Par Martin Richer dirigeant de Management & RSE
Pourquoi devez-vous être particulièrement attentif à la survenue de cas de discrimination dans votre entreprise ?
L’observatoire Meteojob et Ifop des discriminations à l’embauche montre que la proportion de salariés ayant déjà été victimes d’une discrimination lors de la recherche d’un emploi a presque doublé en vingt ans, passant de 12 % en 2001 à 21 % en 2021. Le sociologue américain Lincoln Quillian a comparé les résultats de campagnes de testing sur l’origine raciale menées dans plusieurs pays. La surprobabilité d’être convoqué à un entretien d’embauche pour un candidat jugé blanc par rapport à un candidat équivalent supposé issu de minorités non blanches est de 50 % à 100 % en France, contre un écart de 20 % à 40 % en Allemagne, aux États-Unis ou en Norvège.
Au cours des cinq dernières années, un quart des actifs français déclarent avoir été confrontés à des comportements discriminatoires, d’après l’enquête « Accès aux droits » du Défenseur des droits. Selon une autre étude du Défenseur des droits (mars 2017), le monde professionnel est le milieu où les discriminations seraient les plus prégnantes, devant la scolarité (8 %) et l’accès au logement (5 %). La constatation d’un cas de discrimination qui s’exerce sur soi-même ou sur un proche provoque un violent déni de la promesse républicaine d’émancipation et du discours d’égalité des chances et de valorisation des talents que tiennent les entreprises. C’est le plus sûr moyen de fabriquer du désengagement.
Ni la mise à l’écart de la contrainte concurrentielle ni la mise en avant de l’éthique et de l’intérêt général ne protègent des discriminations : l’exposition ressentie par les actifs n’est pas inférieure dans le secteur public (27 %) à ce qu’elle est dans le privé (25 %).
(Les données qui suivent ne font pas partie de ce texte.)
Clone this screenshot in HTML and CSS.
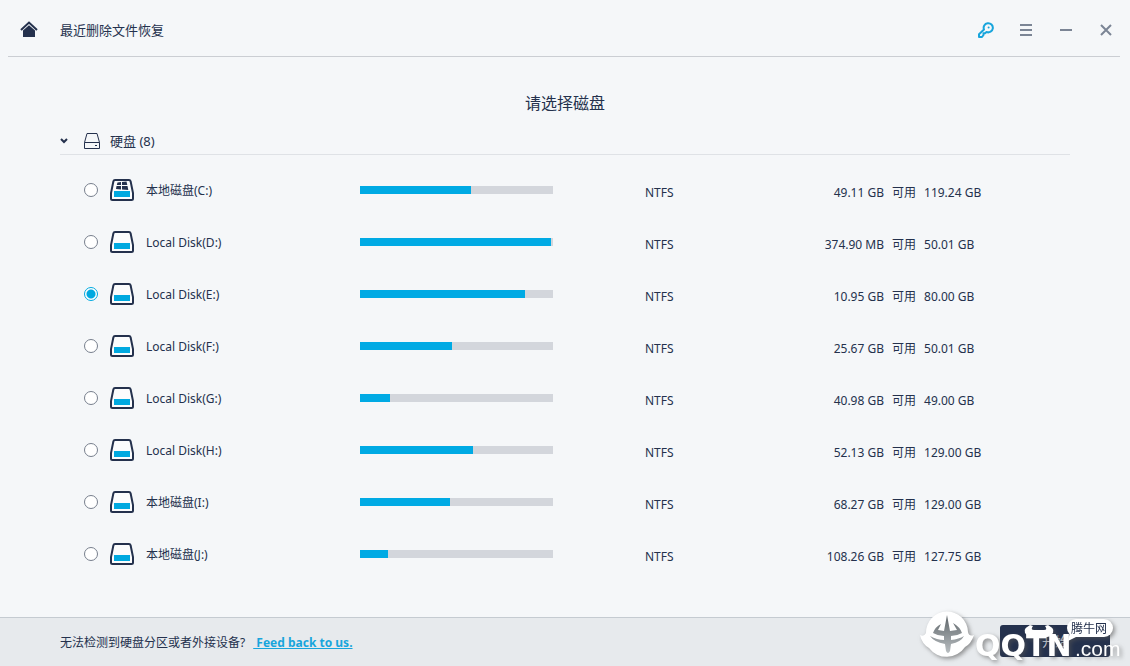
FILE: index.html
```
<!DOCTYPE html>
<html lang="zh-CN">
<head>
<meta charset="utf-8">
<title>最近删除文件恢复</title>
<link rel="stylesheet" href="styles.css">
</head>
<body>
<svg class="defs" aria-hidden="true">
  <symbol id="disk" viewBox="0 0 24 22">
    <path d="M5 1h14q1.300 0 1.600 1.200L23 14v5.500q0 1.500-1.500 1.500h-19Q1 21 1 19.500V14L3.400 2.200Q3.700 1 5 1z" fill="#fbfcfd" stroke="#24314d" stroke-width="2"/>
    <path d="M4 12h16v6H4z" fill="#00a9e0"/>
  </symbol>
</svg>
<div class="window">
  <header class="titlebar">
    <button class="tool home" aria-label="主页"><svg width="18" height="18" viewBox="0 0 18 18"><path d="M1 9 9 1.500l8 7.500" fill="none" stroke="#24314d" stroke-width="2"/><path d="M3 9.500 9 4.300 15 9.500V16H3z" fill="#24314d"/></svg></button>
    <h1 class="title">最近删除文件恢复</h1>
    <nav class="tools">
      <button class="tool" aria-label="注册"><svg width="16" height="16" viewBox="0 0 16 16" fill="none" stroke="#18a5dc" stroke-width="2"><path d="M6 7.500A4.600 4.600 0 1 1 8.500 10L7 11.200H5.500V13L4 15H1v-2.800z" stroke-linejoin="round"/><circle cx="10.600" cy="5.400" r="1" fill="#18a5dc" stroke="none"/></svg></button>
      <button class="tool" aria-label="菜单"><svg width="12" height="12" viewBox="0 0 12 12"><path d="M0 1h12M0 6h12M0 11h12" stroke="#7b8595" stroke-width="2"/></svg></button>
      <button class="tool" aria-label="最小化"><svg width="12" height="12" viewBox="0 0 12 12"><path d="M0 6h12" stroke="#7b8595" stroke-width="2"/></svg></button>
      <button class="tool" aria-label="关闭"><svg width="12" height="12" viewBox="0 0 12 12"><path d="M1 1l10 10M11 1 1 11" stroke="#7b8595" stroke-width="2"/></svg></button>
    </nav>
  </header>

  <main class="content">
    <h2 class="prompt">请选择磁盘</h2>
    <button class="group">
      <svg class="chevron" width="8" height="6" viewBox="0 0 8 6"><path d="M1 1l3 3 3-3" fill="none" stroke="#24314d" stroke-width="2"/></svg>
      <svg width="16" height="16" viewBox="0 0 16 16" fill="none" stroke="#24314d"><path d="M3 .5h10l2.500 9v6H.5v-6zM.5 9.500h15M11 12.500h2"/></svg>
      <span>硬盘 (8)</span>
    </button>
    <table class="disks">
      <colgroup><col class="col-name"><col class="col-usage"><col class="col-type"><col class="col-free"><col></colgroup>
      <tbody>
      <tr><td><label class="disk"><input type="radio" name="disk"><svg class="drive" viewBox="0 0 24 22"><use href="#disk"/><path d="M7.500 3.500l3.500-.5V6H6.800zM12 2.900l4.500-.5.8 3.600H12zM6.500 7H11v3.500l-5-.5zM12 7h5.500l.8 4L12 10.500z" fill="#24314d"/></svg><span class="label">本地磁盘(C:)</span></label></td><td><div class="bar"><div class="used" style="width:57.5%"></div></div></td><td class="num">NTFS</td><td class="num free">49.11 GB</td><td class="num"><span class="word">可用</span>119.24 GB</td></tr>
      <tr><td><label class="disk"><input type="radio" name="disk"><svg class="drive"><use href="#disk"/></svg><span class="label">Local Disk(D:)</span></label></td><td><div class="bar"><div class="used" style="width:99%"></div></div></td><td class="num">NTFS</td><td class="num free">374.90 MB</td><td class="num"><span class="word">可用</span>50.01 GB</td></tr>
      <tr><td><label class="disk"><input type="radio" name="disk" checked><svg class="drive"><use href="#disk"/></svg><span class="label">Local Disk(E:)</span></label></td><td><div class="bar"><div class="used" style="width:85.5%"></div></div></td><td class="num">NTFS</td><td class="num free">10.95 GB</td><td class="num"><span class="word">可用</span>80.00 GB</td></tr>
      <tr><td><label class="disk"><input type="radio" name="disk"><svg class="drive"><use href="#disk"/></svg><span class="label">Local Disk(F:)</span></label></td><td><div class="bar"><div class="used" style="width:47.7%"></div></div></td><td class="num">NTFS</td><td class="num free">25.67 GB</td><td class="num"><span class="word">可用</span>50.01 GB</td></tr>
      <tr><td><label class="disk"><input type="radio" name="disk"><svg class="drive"><use href="#disk"/></svg><span class="label">Local Disk(G:)</span></label></td><td><div class="bar"><div class="used" style="width:15.5%"></div></div></td><td class="num">NTFS</td><td class="num free">40.98 GB</td><td class="num"><span class="word">可用</span>49.00 GB</td></tr>
      <tr><td><label class="disk"><input type="radio" name="disk"><svg class="drive"><use href="#disk"/></svg><span class="label">Local Disk(H:)</span></label></td><td><div class="bar"><div class="used" style="width:58.5%"></div></div></td><td class="num">NTFS</td><td class="num free">52.13 GB</td><td class="num"><span class="word">可用</span>129.00 GB</td></tr>
      <tr><td><label class="disk"><input type="radio" name="disk"><svg class="drive"><use href="#disk"/></svg><span class="label">本地磁盘(I:)</span></label></td><td><div class="bar"><div class="used" style="width:46.6%"></div></div></td><td class="num">NTFS</td><td class="num free">68.27 GB</td><td class="num"><span class="word">可用</span>129.00 GB</td></tr>
      <tr><td><label class="disk"><input type="radio" name="disk"><svg class="drive"><use href="#disk"/></svg><span class="label">本地磁盘(J:)</span></label></td><td><div class="bar"><div class="used" style="width:14.5%"></div></div></td><td class="num">NTFS</td><td class="num free">108.26 GB</td><td class="num"><span class="word">可用</span>127.75 GB</td></tr>
      </tbody>
    </table>
  </main>

  <footer class="footer">
    <p class="hint">无法检测到硬盘分区或者外接设备?<a class="feedback" href="#">&nbsp;Feed back to us.</a></p>
    <button class="start">开始</button>
    <svg class="mark" width="210" height="58" viewBox="0 0 210 58">
      <defs><linearGradient id="shade" x2="0" y2="1"><stop offset="0" stop-color="#5d6468"/><stop offset="1" stop-color="#b9bec1"/></linearGradient></defs>
      <path fill="#fff" d="M6 25A21 21 0 0 1 48 24Q49 29 54 27Q51 36 45 39A22 22 0 0 1 9 40Q2 36 0 27Q4 29 6 25z"/>
      <path fill="url(#shade)" d="M27 7l3 16 7-1-4-7q7 4 9 10-5 3-11 3v4q8-1 13-4-3 6-13 8l-1 7q-2 4-4 0l-1-7Q14 34 10 28q7 4 14 4v-4q-6 0-11-3 2-6 8-9l-3 6 6 1z"/>
      <path d="M110 17q-9 5-3 10 3 3 12 3t12-3q6-5-3-10l-3 1q3 4-1 4h-10q-4 0-1-4z" fill="#fff"/>
      <rect x="147" y="11" width="46" height="18" rx="9" fill="#fff"/>
      <path d="M150 24l-2 9 10-5z" fill="#fff"/>
      <text class="brand" x="55" y="48">QQTN</text>
      <text class="dotcom" x="155" y="48">.com</text>
      <text class="bubble" x="151" y="25">腾牛网</text>
    </svg>
  </footer>
</div>
</body>
</html>
```
FILE: styles.css
```
* { box-sizing: border-box; }
body {
  margin: 0;
  font: 13px/20px "Noto Sans", "Noto Sans CJK SC", sans-serif;
  color: #24314d;
  background: #f5f7f9;
}
button { padding: 0; border: 0; background: none; color: inherit; font: inherit; cursor: pointer; }
.defs { position: absolute; width: 0; height: 0; }
.window { min-height: 100vh; display: flex; flex-direction: column; }
.titlebar { display: flex; align-items: center; height: 57px; margin: 0 10px 0 8px; padding-top: 4px; border-bottom: 1px solid #cbced3; }
.tool { display: grid; place-items: center; width: 40px; height: 40px; }
.home { margin-right: 11px; margin-left: 1px; }
.title { margin: 0; font-size: 13px; font-weight: 400; }
.tools { display: flex; margin-left: auto; margin-right: -6px; }
.content { flex: 1; padding: 36px 60px 0; }
.prompt { margin: 0 0 14px; font-size: 16px; line-height: 20px; font-weight: 400; text-align: center; }
.group { display: flex; align-items: center; gap: 10px; width: 100%; height: 28px; border-bottom: 1px solid #dfe2e6; }
.chevron { margin-right: 6px; }
.disks { width: 100%; margin-top: 9px; table-layout: fixed; border-collapse: collapse; font-size: 12px; }
.col-name { width: 300px; }
.col-usage { width: 285px; }
.col-type { width: 139px; }
.col-free { width: 100px; }
.disks td { height: 52px; padding: 0; }
.disks .num { padding-top: 6px; }
.disks .free { text-align: right; }
.word { margin: 0 8px; }
.disk { display: flex; align-items: center; padding-left: 24px; }
.disk input { appearance: none; width: 14px; height: 14px; margin: 0; border: 1px solid #777f8d; border-radius: 50%; background: #fff; }
.disk input:checked { border-color: #00a9e0; background: radial-gradient(circle, #00a9e0 4px, #fff 5px); }
.label { padding-top: 2px; }
.drive { width: 24px; height: 22px; margin: 0 12px; }
.bar { width: 193px; height: 8px; background: #d3d6dc; }
.used { height: 100%; background: #00aae4; }
.footer { position: relative; display: flex; align-items: center; justify-content: space-between; height: 49px; padding: 0 20px 0 60px; border-top: 1px solid #c5cbd1; background: #e7eaed; }
.hint { margin: 0; padding-top: 2px; font-size: 12px; }
.feedback { margin-left: 8px; color: #18a5dc; font-weight: 700; }
.start { width: 110px; height: 32px; margin-bottom: 2px; border-radius: 3px; background: #24314d; color: #c3c9d2; }
.mark { position: absolute; right: 0; bottom: 0; filter: drop-shadow(2px 2px 2px #5559); pointer-events: none; }
.brand { font: 700 30px "DejaVu Sans", sans-serif; fill: #fff; }
.dotcom { font: 21px "Liberation Sans", sans-serif; fill: #fff; }
.bubble { font: 12px "Noto Sans CJK SC", sans-serif; fill: #24314d; }
```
Pour les plus jeunes, les discriminations sont identifiées comme le deuxième obstacle pour l’accès à l’emploi, derrière le manque d’expérience (étude YouGov, septembre 2021). Les personnes à l’intersection de plusieurs catégories « minoritaires » sont les plus touchées.
Les droits réels sont très loin des droits formels. En 2020, le Défenseur des droits a recueilli 5 200 saisines pour discrimination (Rapport annuel, mai 2021), mais les chiffres d’infraction rapportés par l’organisme statistique du ministère de l’Intérieur sont très faibles (de l’ordre de 260 pour la même année). De fait, selon le Défenseur des droits, 80 % des personnes faisant face à une situation de discrimination n’ont entrepris aucune démarche pour essayer de faire valoir leurs droits. C’est particulièrement le cas lorsqu’il s’agit de discrimination dans l’accès à l’emploi (93 % de non-recours) ou lorsque cette discrimination est vécue comme étant fondée sur l’origine (88 % de non-recours). À la violence de la discrimination s’ajoute l’absence de crédibilité du soutien de la justice et de la société.
L’impact des discriminations sur la performance est difficile à cerner, comme le rappelle une récente note de la Direction du Trésor intitulée « Discriminations : comment les mesurer, quel coût économique ? ». On sait que les discriminations réduisent les performances en limitant la diversité des groupes humains. Cette dernière tend à favoriser la créativité, la prise de décision et la résolution des problèmes, comme l’ont montré Alison Reynold et David Lewis. Sur le plan macro-économique, France Stratégie (« Le coût économique des discriminations », 2016) a étudié les effets de la réduction des discriminations selon plusieurs scénarios produisant un effet sur le PIB à long terme compris entre + 3,6 % et + 14,1 %.